The concept of super-diversity has captured the imagination of social scientists who study contemporary immigration and ethnic diversity, especially in Western Europe. The term was coined, and the concept put forward, by Vertovec (Citation2007) a decade ago in an Ethnic and Racial Studies article, “Super-diversity and its Implications”, which has turned out to be the most highly cited article in the journal’s forty year history. Over the past ten years, super-diversity has become a buzzword among scholars, policymakers, urban planners, and social workers, at least in Western Europe, and has begun to have some impact on migration studies on the other side of the Atlantic, as well. Indeed, Western European scholars and social policy analysts concerned with immigration, integration, and ethnic diversity who fail to explicitly take into account the notion of super-diversity run the risk of being reproached for neglecting the “new multicultural condition of the twenty-first century” (Sarah Neal and Allan Cochrane cited in Meissner and Vertovec Citation2015, 542).

The basic argument advanced for coining the term and developing the concept is that it describes changing patterns of global migration flows of the post-World War II decades that have entailed the movement of people from more varied national, ethnic, linguistic, and religious backgrounds, who occupy more varied legal statuses, and who bring a wide range of human capital (education, work skills, and experience).
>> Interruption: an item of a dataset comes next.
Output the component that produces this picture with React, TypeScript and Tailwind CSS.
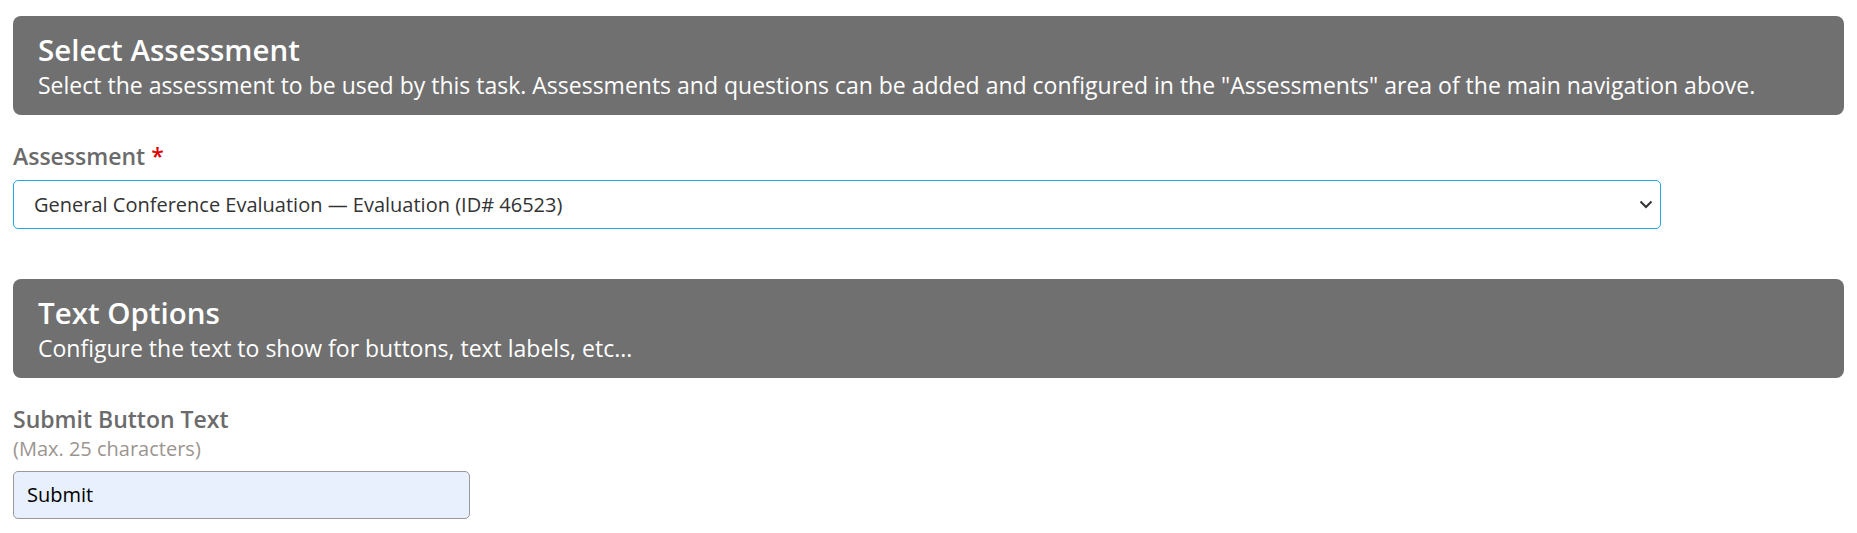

Super-diversity, as Wessendorf (Citation2014, 2) puts it, is a lens to describe “an exceptional demographic situation characterized by the multiplication of social categories within specific localities”. The notion of super-diversity has been presented as challenging dominant approaches in “conventional migration studies” by moving beyond an “ethno-focal lens” (or “groupism”, to borrow Brubaker’s [Citation2004] term) and calling for greater attention to other bases of differentiation – such as gender, social class, sexual orientation, age, legal status, and language – within each ethnic or national origin group to better understand the dynamics of their inclusion or exclusion (Vertovec Citation2007, 1025, 1039).

One of the great benefits of a super-diversity lens is that, like other new sociological concepts, it has the virtue of bringing new perspectives to familiar issues and advancing our understanding of social processes by reconstituting our perceptual field and identifying connections not previously seen or emphasized (cf. Portes Citation1997). The concept, however, is still in its infancy, and in this special issue, we heed Vertovec’s explicit call to “critically interrogate, refine and extrapolate” the notion of super-diversity (Meissner and Vertovec Citation2015, 542). We do this by bringing together a series of in-depth studies on how super-diversity unfolds and operates in concrete every-day relations and interactions in a variety of settings in Western Europe as well as the United States.

The articles raise a broad range of questions about the nature and effects of super-diversity. One basic question is whether a quantitative increase in demographic diversity, marked, for example, by a growing number of ethno-racial groups, makes a qualitative difference in how diversity is experienced in urban settings. Or to put it another way: what are the actual consequences and outcomes of demographic change when people from a wide range of countries and social backgrounds now live together in urban neighborhoods? A central issue is the extent to which, and in what contexts, super-diversity leads to the normalization of diversity or, alternatively, to added hostility to and conflicts among those in different ethnic, racial, and religious groups. Another analytic dimension is also pertinent. Although no one ethno-racial or religious group may numerically dominate in particular areas or cities, are certain long-established groups able to continue to exert economic and political power? Indeed, and perhaps paradoxically, is this continued economic and, especially political, dominance actually often facilitated by super-diversity?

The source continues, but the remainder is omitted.